Tuesday, September 8, 2009

Flightless(Injured) Wild Birds Caged for 10+ Years

Caring people who have worked at Animal Shelters in any capacity know animals caged for years go stir-crazy. Each animal’s craziness manifests in distinctly individual behavior. Some withdraw into a corner and stare into space, others become extremely aggressive and many execute repetitive actions called “stereotypes.” What about caged birds? Birds………whose very name is synonymous with freedom, are no different than any other animal.

Dr. Fox writes in “The New Animal Doctors Answer Book” that intelligent and curious birds go cage-crazy; “They can’t adapt to the privation of cage living.” But one doesn’t even need to hear it from a vet. It’s an obvious reality witnessed by anyone who has looked into the eyes of an isolated,long time caged wild bird particularly larger wild birds.

I recently had the experience of looking into the glazed, trance-like eyes of a bald-eagle, horned-owl, vulture and many others who had been caged since the ‘90s.
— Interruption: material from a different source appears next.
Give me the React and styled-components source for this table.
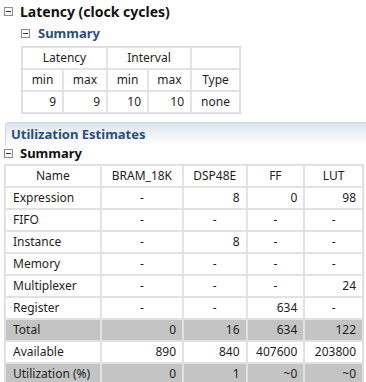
import styled, { createGlobalStyle } from "styled-components";

const GlobalStyle = createGlobalStyle`
  body {
    margin: 0;
    background: #ffffff;
    font-family: "Noto Sans", "Liberation Sans", sans-serif;
    color: #1a1a1a;
  }
`;

const Page = styled.div`
  width: 366px;
  height: 382px;
  overflow: hidden;
  background: #fff;
`;

const Toggle = styled.span`
  box-sizing: border-box;
  display: inline-flex;
  align-items: center;
  justify-content: center;
  width: 9px;
  height: 9px;
  border: 1px solid #8c8c8c;
  background: #fff;
  flex: none;
  &::after {
    content: "";
    width: 5px;
    height: 1px;
    background: #333;
  }
`;

const Heading = styled.div`
  display: flex;
  align-items: center;
  gap: ${(p) => p.$gap || 7}px;
  height: ${(p) => p.$h || 16}px;
  padding-left: ${(p) => p.$indent || 0}px;
  font-weight: bold;
  font-size: ${(p) => p.$size || 13}px;
  color: ${(p) => (p.$blue ? "#2b4d7c" : "#111")};
`;

const Latency = styled.section`
  padding: 3px 0 0 4px;
`;

const SubBlock = styled.div`
  padding: 6px 0 0 17px;
`;

const Table = styled.table`
  border-collapse: separate;
  border-spacing: 0;
  font-size: 12px;
  color: #1e1e1e;
  border: 1px solid #dedede;
  margin-top: ${(p) => p.$top || 0}px;
`;

const Cell = styled.td`
  box-sizing: border-box;
  height: 22px;
  padding: 0 ${(p) => p.$pad || 6}px;
  border: 1px solid #e2e2e2;
  text-align: ${(p) => p.$align || "center"};
  background: ${(p) => (p.$shade ? "#c4c4c4" : "#fff")};
  white-space: nowrap;
  line-height: 20px;
`;

const Panel = styled.section`
  margin: 8px 0 0 5px;
  border-top: 1px solid #cfd6e0;
  border-left: 1px solid #cfd6e0;
  border-top-left-radius: 4px;
  height: 22px;
  padding-left: 5px;
  display: flex;
  align-items: center;
  background: linear-gradient(to bottom, #dde3ed 0%, #eef1f6 50%, #ffffff 100%);
`;

const PanelTitle = styled.span`
  font-weight: bold;
  font-size: 13px;
  color: #2b4d7c;
`;

const Utilization = styled.section`
  padding: 0 0 0 4px;
`;

const latency = { min: 9, max: 9, imin: 10, imax: 10, type: "none" };

const columns = [
  { key: "bram", label: "BRAM_18K", w: 83 },
  { key: "dsp", label: "DSP48E", w: 64 },
  { key: "ff", label: "FF", w: 58 },
  { key: "lut", label: "LUT", w: 59 },
];

const rows = [
  { name: "Expression", bram: "-", dsp: 8, ff: 0, lut: 98 },
  { name: "FIFO", bram: "-", dsp: "-", ff: "-", lut: "-" },
  { name: "Instance", bram: "-", dsp: 8, ff: "-", lut: "-" },
  { name: "Memory", bram: "-", dsp: "-", ff: "-", lut: "-" },
  { name: "Multiplexer", bram: "-", dsp: "-", ff: "-", lut: 24 },
  { name: "Register", bram: "-", dsp: "-", ff: 634, lut: "-" },
  { name: "Total", bram: 0, dsp: 16, ff: 634, lut: 122, shade: true },
  { name: "Available", bram: 890, dsp: 840, ff: 407600, lut: 203800 },
  { name: "Utilization (%)", bram: 0, dsp: 1, ff: "~0", lut: "~0", shade: true },
];

function Value({ v, shade }) {
  const dash = v === "-";
  return (
    <Cell $align={dash ? "center" : "right"} $shade={shade}>
      {v}
    </Cell>
  );
}

export default function App() {
  return (
    <Page>
      <GlobalStyle />
      <Latency>
        <Heading $size={14}>
          <Toggle />
          Latency (clock cycles)
        </Heading>
        <SubBlock>
          <Heading $blue $gap={8}>
            <Toggle />
            Summary
          </Heading>
          <Table $top={5}>
            <tbody>
              <tr>
                <Cell colSpan={2}>Latency</Cell>
                <Cell colSpan={2}>Interval</Cell>
                <Cell />
              </tr>
              <tr>
                <Cell style={{ width: 41 }}>min</Cell>
                <Cell style={{ width: 44 }}>max</Cell>
                <Cell style={{ width: 41 }}>min</Cell>
                <Cell style={{ width: 43 }}>max</Cell>
                <Cell style={{ width: 49 }}>Type</Cell>
              </tr>
              <tr>
                <Cell $align="right">{latency.min}</Cell>
                <Cell $align="right">{latency.max}</Cell>
                <Cell $align="right">{latency.imin}</Cell>
                <Cell $align="right">{latency.imax}</Cell>
                <Cell>{latency.type}</Cell>
              </tr>
            </tbody>
          </Table>
        </SubBlock>
      </Latency>

      <Panel>
        <PanelTitle>Utilization Estimates</PanelTitle>
      </Panel>

      <Utilization>
        <Heading>
          <Toggle />
          Summary
        </Heading>
        <Table $top={3} style={{ width: 360 }}>
          <tbody>
            <tr>
              <Cell style={{ width: 96 }}>Name</Cell>
              {columns.map((c) => (
                <Cell key={c.key} style={{ width: c.w }}>
                  {c.label}
                </Cell>
              ))}
            </tr>
            {rows.map((r) => (
              <tr key={r.name}>
                <Cell $align="left" $pad={7} $shade={r.shade}>
                  {r.name}
                </Cell>
                {columns.map((c) => (
                  <Value key={c.key} v={r[c.key]} shade={r.shade} />
                ))}
              </tr>
            ))}
          </tbody>
        </Table>
      </Utilization>
    </Page>
  );
}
They were caged in areas approximately 10 by 8 by 8 feet. They were alone and facing into the raging sun. In fact while I was present volunteers were busily spraying the birds with water to cool them down.

It has been months since I visited the Wildlife Center that featured the bird zoo, as I call it, because that is indeed what it is. I haven’t been able to get the sight out of my heart and mind. I asked the so-called bird folks who referred me to the Center what they thought about the place and not a one had ever visited. They send injured birds to the facility via a pick-up service. Furthermore I haven’t been able to talk anyone into dropping by and checking the place out.

The Center Director stated that the birds can no longer fly and are being used as teaching tools for visiting children's groups. But aren’t the children being taught cruelty to animals? It seems so to me! When a wild bird can no longer fly or experience any type of companionship with other birds why not do the kindest thing and put them down. That is certainly preferred to caging them for 10+ years as many of the birds I saw at the Center.

Currently the cages face west.They could be put on swivels and be turned away from the sun in summer and toward the sun in winter. Also the birds might enjoy having the cages open on more than one side so the wind could blow through the cage.

None of us can know for certain what these glorious creatures are experiencing. I have a feeling the eyes are the clue. The birds I saw were in a fixed stare into eternity. You could have snapped your fingers in front of their eyes and they might have remained frozen in a tranced out state.

Hopefully some of the teachers of the visiting groups will ask the students what they think of keeping a Bald Eagle or Horned Owl in a cage for 11 or so years. If they had asked me as a child I would have told them in no uncertain terms: it's cruel and inhumane.